▶ Work to do: Every line that holds the string "React" is to be identified and copied.
+ + +
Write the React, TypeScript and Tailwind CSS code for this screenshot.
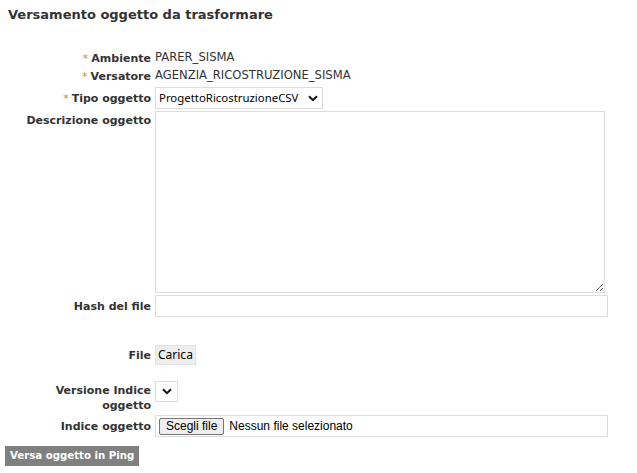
const labelFont = { fontFamily: '"DejaVu Sans", Verdana, sans-serif' }

function Label({ text, required }: { text: React.ReactNode; required?: boolean }) {
  return (
    <div className="w-[151px] shrink-0 text-right text-[11px] font-bold leading-[15px] text-[#333]">
      {required && <span className="text-[#d9892e] font-normal mr-[3px]">*</span>}
      {text}
    </div>
  )
}

function Chevron() {
  return (
    <svg width="10" height="7" viewBox="0 0 10 7" className="shrink-0">
      <path d="M1 1.2 L5 5.2 L9 1.2" fill="none" stroke="#111" strokeWidth="2" />
    </svg>
  )
}

export default function App() {
  return (
    <div className="w-[637px] h-[473px] bg-white text-[#333] overflow-hidden" style={labelFont}>
      <h1 className="pl-[8px] pt-[6px] text-[13px] font-bold leading-[17px] text-[#333]">
        Versamento oggetto da trasformare
      </h1>

      <div className="mt-[26px] flex flex-col">
        <div className="flex items-center h-[18px] gap-[4px]">
          <Label text="Ambiente" required />
          <span className="text-[11.6px]">PARER_SISMA</span>
        </div>
        <div className="flex items-center h-[18px] gap-[4px]">
          <Label text="Versatore" required />
          <span className="text-[11.6px]">AGENZIA_RICOSTRUZIONE_SISMA</span>
        </div>

        <div className="flex items-center mt-[2px] h-[22px] gap-[4px]">
          <Label text="Tipo oggetto" required />
          <div className="w-[168px] h-[22px] border border-[#ddd] flex items-center justify-between pl-[3px] pr-[4px]">
            <span className="text-[11.4px] text-black" style={{ fontFamily: '"Noto Sans", sans-serif' }}>
              ProgettoRicostruzioneCSV
            </span>
            <Chevron />
          </div>
        </div>

        <div className="flex items-start mt-[2px] gap-[4px]">
          <div className="pt-[2px]">
            <Label text="Descrizione oggetto" />
          </div>
          <textarea className="w-[450px] h-[182px] border border-[#ddd] outline-none" />
        </div>

        <div className="flex items-center mt-[2px] h-[22px] gap-[4px]">
          <Label text="Hash del file" />
          <div className="w-[453px] h-[22px] border border-[#ddd]" />
        </div>

        <div className="flex items-center mt-[28px] h-[20px] gap-[4px]">
          <Label text="File" />
          <div
            className="h-[20px] px-[2px] bg-[#eee] border border-[#e2e2e2] flex items-center text-[12px] text-black"
            style={{ fontFamily: '"Noto Sans", sans-serif' }}
          >
            Carica
          </div>
        </div>

        <div className="flex items-start mt-[16px] gap-[4px]">
          <div className="pt-[2px]">
            <Label
              text={
                <>
                  Versione Indice
                  <br />
                  oggetto
                </>
              }
            />
          </div>
          <div className="w-[23px] h-[21px] border border-[#ddd] flex items-center justify-center">
            <Chevron />
          </div>
        </div>

        <div className="flex items-center mt-[2px] h-[22px] gap-[4px]">
          <Label text="Indice oggetto" />
          <div
            className="w-[453px] h-[22px] border border-[#ddd] flex items-center pl-[3px] gap-[5px] text-[12px] text-black"
            style={{ fontFamily: '"Liberation Sans", Arial, sans-serif' }}
          >
            <div className="h-[17px] px-[6px] bg-[#efefef] border border-[#767676] rounded-[2px] flex items-center text-[12px]">
              Scegli file
            </div>
            <span>Nessun file selezionato</span>
          </div>
        </div>

        <div className="mt-[9px] pl-[5px] flex">
          <div className="flex items-center h-[20px] px-[5px] bg-[#808080] text-white text-[10.2px] font-bold">
            Versa oggetto in Ping
          </div>
        </div>
      </div>
    </div>
  )
}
+ + +
▶ Finished exercise:
Write the React, TypeScript and Tailwind CSS code for this screenshot.
function Label({ text, required }: { text: React.ReactNode; required?: boolean }) {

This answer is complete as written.